The above string comes from a nltk, follow the code:

# - * - coding: utf-8 - * -

import nltk

text = 'Python is a high-level programming language'

val = str(nltk.tokenize.sent_tokenize (text))
val = val.replace('\xc3\xa9', 'é')
print val
niton
  • 8,771
  • 21
  • 32
  • 52
  • Don't you want '\xc3\xa9' instead of '\ xc3 \ xa9' ? Spaces matter. – Peteris Jun 29 '17 at 00:52
  • No, sorry the correct character is 'é': Val = val.replace ('\ xc3 \ xa9', 'é') – Seomis Adof Jun 29 '17 at 00:59
  • Don't you want `text = 'Python \xc3\xa9 uma linguagem de programa\xc3\xa7\xc3\xa3o de alto n\xc3\xadvel'` instead of `text = 'Python is a high-level programming language'`? – hxysayhi Jun 29 '17 at 01:48
  • 1
    Best solution: Switch to Python 3, then sort it out. You're wasting your time trying to understand how Python 2 handles character encodings. – alexis Jun 29 '17 at 09:04
  • I suggest you edit your code sample so that the string `text` _actually_ contains the escape sequence.
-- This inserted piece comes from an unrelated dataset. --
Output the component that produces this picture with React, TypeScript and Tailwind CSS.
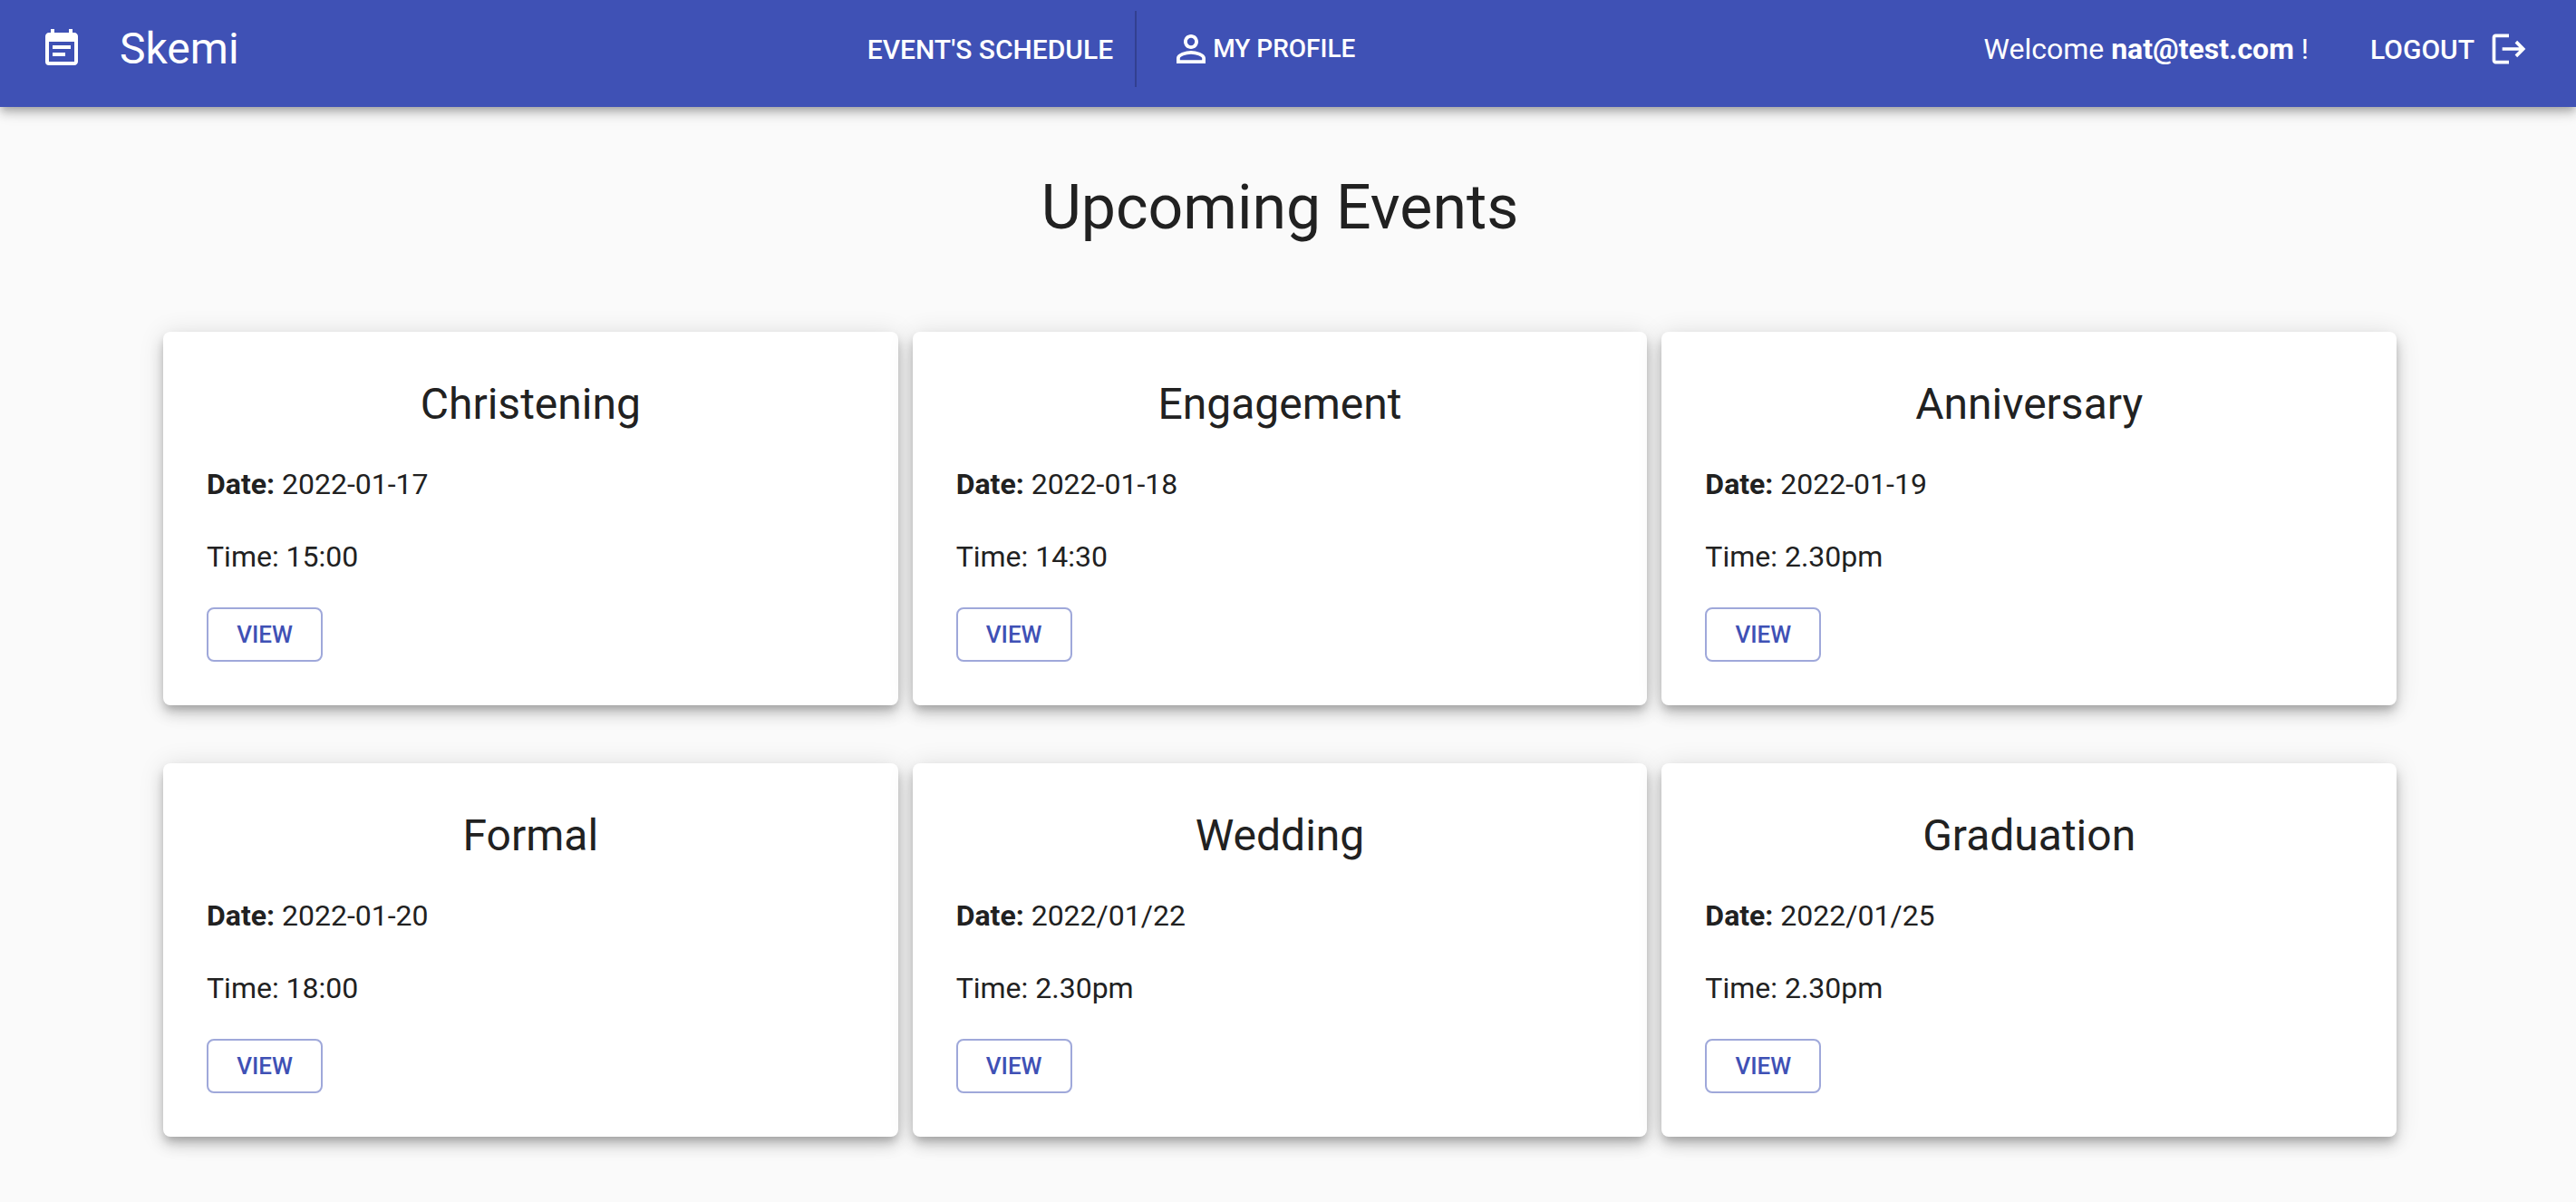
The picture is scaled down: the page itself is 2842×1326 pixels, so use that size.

Then _test your code_ and confirm that it still has the problem you reported. – alexis Jun 29 '17 at 09:05

1 Answers1

0

Try this:

val = val.replace(r'\xc3\xa9', 'é')

or

val = val.replace('\\xc3\\xa9', 'é')

Because \ is a escape character.

What exactly do “u” and “r” string flags do in Python, and what are raw string literals? This may be help.

hxysayhi
  • 1,888
  • 18
  • 25